Chinese visitors can use Wechat to scan the QR code on banners placed at the Athens International Airport to get information about where to eat or shop inside the airport before heading to the city centre.
“The Chinese market is very important to Athens International Airport. This initiative falls within the framework of all initiatives that we are doing to make our airport Chinese ready,” Ioanna Papadopoulou, the airport’s director of communications and marketing told Xinhua.
The successful alignment of the BRI and the development of European countries, combined with a rise in living standards among Chinese, have bolstered tourism to Europe.
As the first European country to sign a cooperation document with China on the BRI, Hungary has been a beneficiary of Chinese tourism.
“Last year about 256,000 Chinese tourists visited Hungary, an 11 percent increase year-on-year,” said Cui Ke, director of China National Tourist Office in Budapest, adding that with more direct flights launched this year, tourism exchanges between the two countries are expected to grow further.
Eduardo Santander, executive director of the European Travel Commission, said that the ECTY 2018 has been a big success, and the agency is keen to continue working with our European and Chinese partners to build on these results.

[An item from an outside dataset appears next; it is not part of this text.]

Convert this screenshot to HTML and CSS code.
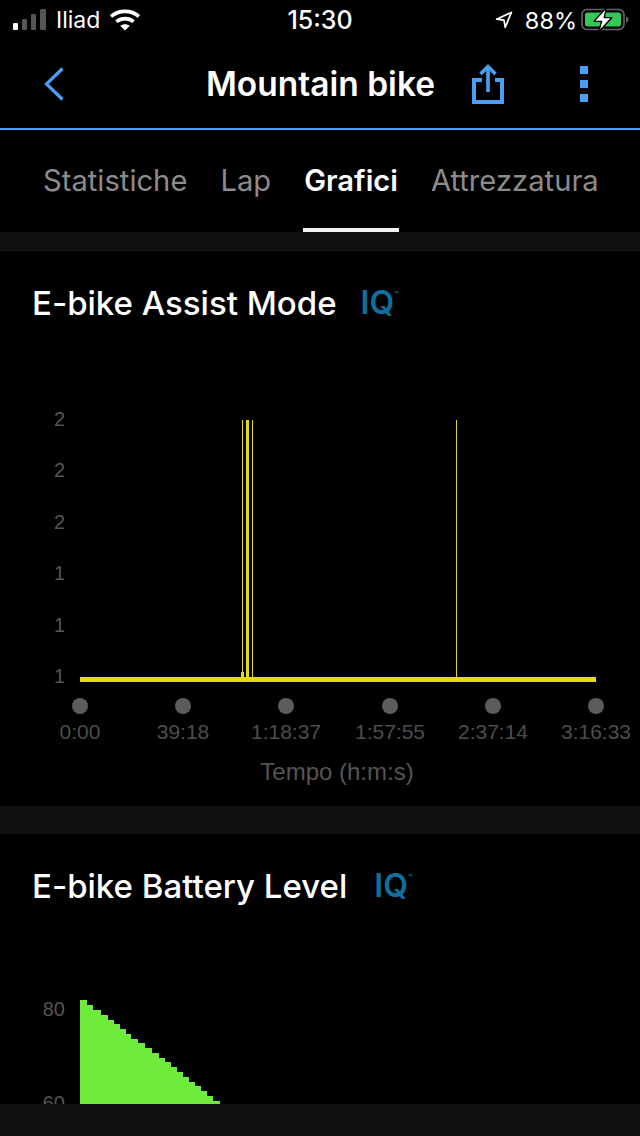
FILE: index.html
```html
<!DOCTYPE html>
<html lang="it">
<head>
  <meta charset="UTF-8" />
  <meta name="viewport" content="width=device-width, initial-scale=1.0" />
  <title>Mountain bike</title>
  <link rel="stylesheet" href="styles.css">
</head>
<body>
  <div class="page">
    <div class="status-bar">
      <div class="status-left">
        <svg class="icon-signal" width="34" height="22" viewBox="0 0 34 22">
          <rect x="0" y="14" width="5" height="7" rx="1.2" fill="#fff" />
          <rect x="9" y="10" width="5" height="11" rx="1.2" fill="#555" />
          <rect x="18" y="5" width="5" height="16" rx="1.2" fill="#555" />
          <rect x="27" y="0" width="6" height="21" rx="1.2" fill="#555" />
        </svg>
        <span class="carrier">Iliad</span>
        <svg class="icon-wifi" width="30" height="22" viewBox="0 0 30 22">
          <path d="M1 7.5C8.8 .6 21.2 .6 29 7.5" fill="none" stroke="#fff" stroke-width="3.6" />
          <path d="M6.4 12.6C11.2 8.6 18.8 8.6 23.6 12.6" fill="none" stroke="#fff" stroke-width="3.6" />
          <path d="M10.2 16.8L15 21.4L19.8 16.8C17 14.6 13 14.6 10.2 16.8Z" fill="#fff" />
        </svg>
      </div>
      <div class="status-time">15:30</div>
      <div class="status-right">
        <svg class="icon-location" width="18" height="18" viewBox="0 0 18 18">
          <path d="M16.4 1.4L1.6 8.2L9 9.2L10.2 16.4Z" fill="none" stroke="#fff" stroke-width="1.7" stroke-linejoin="round" />
        </svg>
        <span class="battery-text">88%</span>
        <svg class="icon-battery" width="48" height="26" viewBox="0 0 48 26">
          <rect x="1" y="2.5" width="42" height="20" rx="5" fill="none" stroke="#666" stroke-width="1.6" />
          <rect x="4" y="5.5" width="36" height="14" rx="2.5" fill="#34c759" />
          <path d="M45 9.5c1.8 .4 2.4 1.6 2.4 3s-.6 2.6-2.4 3Z" fill="#666" />
          <path d="M25.5 .6L13 14.4H20.6L17.6 25L31 10.6H23.2Z" fill="#fff" stroke="#000" stroke-width="1.4" stroke-linejoin="round" />
        </svg>
      </div>
    </div>

    <div class="nav-bar">
      <div class="nav-left">
        <svg width="20" height="34" viewBox="0 0 20 34">
          <path d="M18.5 1.5L2.5 17L18.5 32.5" fill="none" stroke="#4a9ff5" stroke-width="3.2" />
        </svg>
      </div>
      <div class="nav-title">Mountain bike</div>
      <div class="nav-right">
        <svg width="32" height="40" viewBox="0 0 32 40">
          <path d="M10 16H2V38H30V16H23" fill="none" stroke="#4a9ff5" stroke-width="4" />
          <path d="M16 3V28" fill="none" stroke="#4a9ff5" stroke-width="3.6" />
          <path d="M8.5 10L16 2.6L23.5 10" fill="none" stroke="#4a9ff5" stroke-width="3.6" />
        </svg>
        <div class="menu-dots">
          <span></span>
          <span></span>
          <span></span>
        </div>
      </div>
    </div>

    <div class="tabs">
      <div class="tab">Statistiche</div>
      <div class="tab">Lap</div>
      <div class="tab tab-active">Grafici</div>
      <div class="tab">Attrezzatura</div>
    </div>

    <div class="content">
      <div class="card card-assist">
        <div class="card-title">
          <span>E-bike Assist Mode</span>
          <span class="iq">IQ<sup>™</sup></span>
        </div>
        <svg class="chart" width="640" height="466" viewBox="0 340 640 466">
          <g class="y-labels">
            <text x="65" y="426">2</text>
            <text x="65" y="477">2</text>
            <text x="65" y="529">2</text>
            <text x="65" y="580">1</text>
            <text x="65" y="632">1</text>
            <text x="65" y="683">1</text>
          </g>
          <g fill="#e4dc10">
            <rect x="242" y="420" width="1" height="258" />
            <rect x="241" y="672" width="3" height="6" />
            <rect x="246" y="420" width="3" height="258" />
            <rect x="252" y="420" width="1" height="258" />
            <rect x="456" y="420" width="1" height="258" />
            <rect x="80" y="677" width="516" height="5" />
          </g>
          <g fill="#5c5c5c">
            <circle cx="80" cy="706" r="8" />
            <circle cx="183" cy="706" r="8" />
            <circle cx="286" cy="706" r="8" />
            <circle cx="390" cy="706" r="8" />
            <circle cx="493" cy="706" r="8" />
            <circle cx="596" cy="706" r="8" />
          </g>
          <g class="x-labels">
            <text x="80" y="739">0:00</text>
            <text x="183" y="739">39:18</text>
            <text x="286" y="739">1:18:37</text>
            <text x="390" y="739">1:57:55</text>
            <text x="493" y="739">2:37:14</text>
            <text x="596" y="739">3:16:33</text>
          </g>
          <text class="x-title" x="337" y="780">Tempo (h:m:s)</text>
        </svg>
      </div>

      <div class="card card-battery">
        <div class="card-title">
          <span>E-bike Battery Level</span>
          <span class="iq">IQ<sup>™</sup></span>
        </div>
        <svg class="chart" width="640" height="184" viewBox="0 920 640 184">
          <g class="y-labels">
            <text x="65" y="1016">80</text>
            <text x="65" y="1110">60</text>
          </g>
          <path fill="#6fec3a" d="M80 1104V1000H87V1005H93V1010H101V1015H108V1020H114V1024H120V1029H126V1034H131V1039H138V1043H145V1048H152V1053H159V1058H165V1062H171V1067H177V1072H183V1077H189V1082H195V1086H201V1091H207V1096H213V1101H220V1104Z" />
        </svg>
      </div>
    </div>

    <div class="bottom-bar"></div>
  </div>
</body>
</html>
```

FILE: styles.css
```css
html, body {
  margin: 0;
  padding: 0;
  background-color: #000;
}

.page {
  width: 640px;
  height: 1136px;
  display: flex;
  flex-direction: column;
  overflow: hidden;
  color: #fff;
  font-family: Inter, "Liberation Sans", sans-serif;
}

/* status bar */
.status-bar {
  height: 40px;
  flex: none;
  display: grid;
  grid-template-columns: 1fr auto 1fr;
  align-items: center;
  font-size: 23px;
  font-weight: 400;
}

.status-left {
  display: flex;
  align-items: center;
  padding-left: 13px;
}

.carrier {
  margin-left: 9px;
  color: #fff;
}

.icon-wifi {
  margin-left: 10px;
}

.status-time {
  font-size: 25px;
  font-weight: 500;
}

.status-right {
  display: flex;
  align-items: center;
  justify-content: flex-end;
  padding-right: 11px;
}

.battery-text {
  margin-left: 12px;
  margin-right: 4px;
  font-size: 23.5px;
}

/* nav */
.nav-bar {
  height: 88px;
  flex: none;
  display: grid;
  grid-template-columns: 1fr auto 1fr;
  align-items: center;
  border-bottom: 2px solid #4a9ff5;
}

.nav-left {
  display: flex;
  padding-left: 44px;
}

.nav-title {
  padding-left: 1px;
  font-size: 33.5px;
  font-weight: 600;
}

.nav-right {
  display: flex;
  align-items: center;
  justify-content: flex-end;
  gap: 76px;
  padding-right: 52px;
}

.menu-dots {
  display: flex;
  flex-direction: column;
  gap: 6px;
}

.menu-dots span {
  width: 8px;
  height: 8px;
  background-color: #4a9ff5;
}

/* tabs */
.tabs {
  height: 102px;
  flex: none;
  display: flex;
  gap: 33px;
  padding-left: 43px;
  box-sizing: border-box;
  font-size: 29.2px;
  color: #8c8c8c;
}

.tab {
  box-sizing: border-box;
  height: 102px;
  padding-top: 33px;
  white-space: nowrap;
}

.tab-active {
  margin: 0 -1px;
  padding-left: 1px;
  padding-right: 1px;
  color: #fff;
  font-weight: 600;
  border-bottom: 4px solid #f4f4f4;
}

/* cards */
.content {
  flex: 1;
  min-height: 0;
  display: flex;
  flex-direction: column;
  background-color: #111;
  overflow: hidden;
}

.card {
  background-color: #000;
  flex: none;
}

.card-assist {
  margin-top: 19px;
  height: 555px;
}

.card-battery {
  margin-top: 28px;
}

.card-title {
  height: 89px;
  box-sizing: border-box;
  padding-top: 33px;
  padding-left: 32px;
  display: flex;
  align-items: flex-start;
  font-size: 33px;
  font-weight: 500;
  line-height: 38px;
}

.card-battery .card-title {
  height: 86px;
  padding-top: 33px;
}

.iq {
  margin-left: 24px;
  color: #0f6f9f;
  font-weight: 600;
  font-size: 32px;
}

.card-battery .iq {
  margin-left: 27px;
}

.iq sup {
  font-size: 7px;
  line-height: 0;
  vertical-align: 17px;
}

.chart {
  display: block;
}

.y-labels text {
  font-family: "Liberation Sans", sans-serif;
  font-size: 20px;
  fill: #555;
  text-anchor: end;
}

.x-labels text {
  font-family: "Liberation Sans", sans-serif;
  font-size: 21px;
  fill: #4d4d4d;
  text-anchor: middle;
}

.x-title {
  font-family: "Liberation Sans", sans-serif;
  font-size: 24px;
  fill: #555;
  text-anchor: middle;
}

.bottom-bar {
  height: 32px;
  flex: none;
  background-color: #111;
}
```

“China is now the world’s largest outbound market in terms of travelers and expenditure, (and) the ECTY 2018 has seen an increased appetite for European destinations, which continues to grow in 2019,” Santander said.
“Certainly the tourism between China and Europe will continue to grow, both for business travel, including those based on the Belt and Road Initiative, and for leisure tourism based on the huge number of cultural and natural treasures both areas are offering,” said Wolfgang Georg Arlt, director of China Outbound Tourism Research Institute.